Old sign displayed in the District Six Museum

The seven pillars of South Africa's current constitution displayed outside the Apartheid Museum: democracy, equality, reconciliation, diversity, responsibility, respect and freedom.

Renewing my education about apartheid made me scrutinize race relations much more closely than normal.  I’ve read that the biggest issue today is the drastic differences between the haves and the have nots, and not the relations between the races.

This may be true, but I didn’t see any white people living in the townships and shantytowns on the outskirts of almost every city and town we drove through.  At the beginning of our trip, it seemed like all of the owners, managers and patrons were white in all of the places where we stayed and ate, but the staff was black.  Most of the suburban enclaves we saw were white, with the exception of maids.  The rural, poorer towns we drove through had all black inhabitants.  It wasn’t until East London and further north that we saw more upscale neighborhoods full of black people living and eating there.  Finally, one of the B&Bs where we stayed was owned by a black person.  But in these more upscale neighborhoods, we still didn’t see much integration between blacks and whites.  In Johannesburg, we finally saw much more diversity.  One of the places where we noticed this the most was at a secure suburban mall, where people of every race and color shopped and hung out.

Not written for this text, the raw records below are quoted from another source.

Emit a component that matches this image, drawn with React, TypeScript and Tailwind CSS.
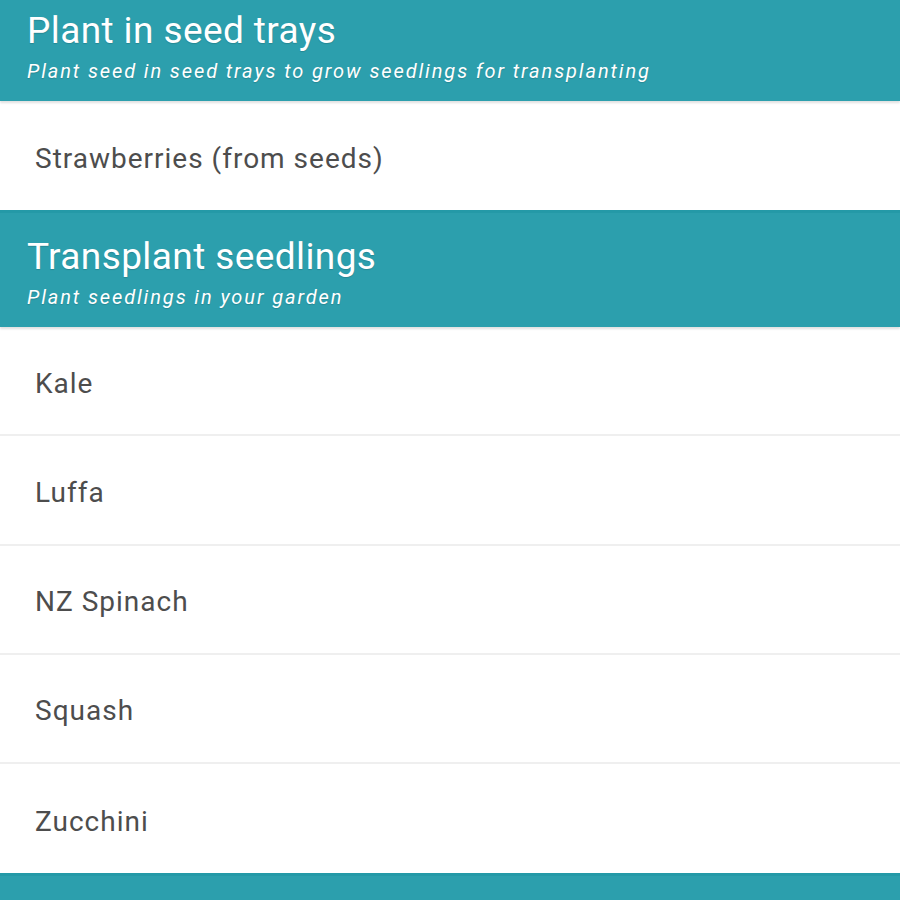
const sections = [
  {
    title: 'Plant in seed trays',
    subtitle: 'Plant seed in seed trays to grow seedlings for transplanting',
    items: ['Strawberries (from seeds)'],
  },
  {
    title: 'Transplant seedlings',
    subtitle: 'Plant seedlings in your garden',
    items: ['Kale', 'Luffa', 'NZ Spinach', 'Squash', 'Zucchini'],
  },
  {
    title: 'Plant in garden',
    subtitle: 'Sow seed directly in your garden',
    items: ['Beans', 'Carrots'],
  },
];

function SectionHeader({ title, subtitle }: { title: string; subtitle: string }) {
  return (
    <div className="h-[117px] bg-[#2c9fad] border-t-[3px] border-[#2499a7] px-[27px] pt-[23px] text-white shadow-[0_2px_2px_rgba(0,0,0,0.12)] relative z-10">
      <div className="text-[37px] leading-[42px] tracking-[0.4px] [text-shadow:0_1px_1px_rgba(0,0,0,0.15)]">{title}</div>
      <div className="text-[20px] leading-[26px] italic tracking-[1.9px] mt-[6px] [text-shadow:0_1px_1px_rgba(0,0,0,0.15)]">{subtitle}</div>
    </div>
  );
}

export default function App() {
  return (
    <main className="w-[900px] h-[900px] overflow-hidden bg-white font-['Roboto',sans-serif]">
      <div className="-mt-[16px]">
        {sections.map((s) => (
          <section key={s.title}>
            <SectionHeader title={s.title} subtitle={s.subtitle} />
            <ul>
              {s.items.map((item, i) => (
                <li
                  key={item}
                  className={
                    'h-[109.2px] flex items-center pl-[35px] pt-[6px] text-[28px] tracking-[1px] text-[#4d4d4d] ' +
                    (i < s.items.length - 1 ? 'border-b-2 border-[#efefef]' : '')
                  }
                >
                  {item}
                </li>
              ))}
            </ul>
          </section>
        ))}
      </div>
    </main>
  );
}
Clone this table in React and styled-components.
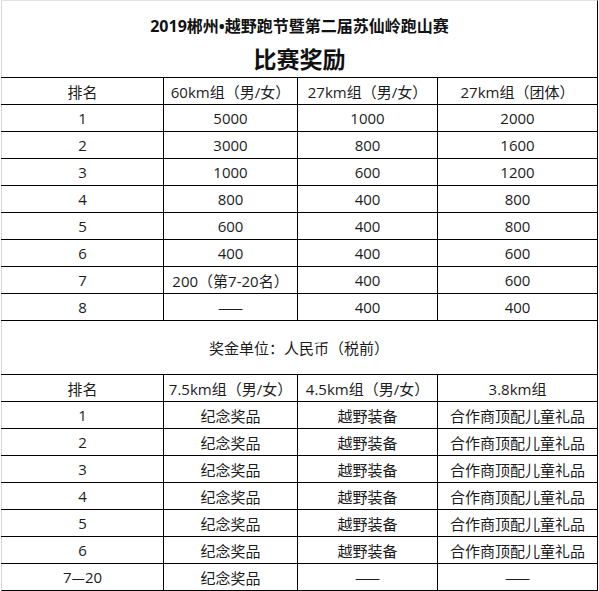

Like crime, race is a sensitive topic in South Africa, so I only have my observations to go on.  I always have the feeling that any observations are incomplete, and can only help facilitate learning more instead of being the final say on any particular topic when I travel.  I’m not sure what all of my observations mean, but my suspicions are that the society has come a long way, but progress is slow.  The fall of apartheid means that both a black and white cop can stand together and demand a bribe from two white people in lieu of a speeding ticket – thank goodness for progress, right? – but the effects of years of discrimination, oppression, and violence can’t be erased overnight or even in 16 years.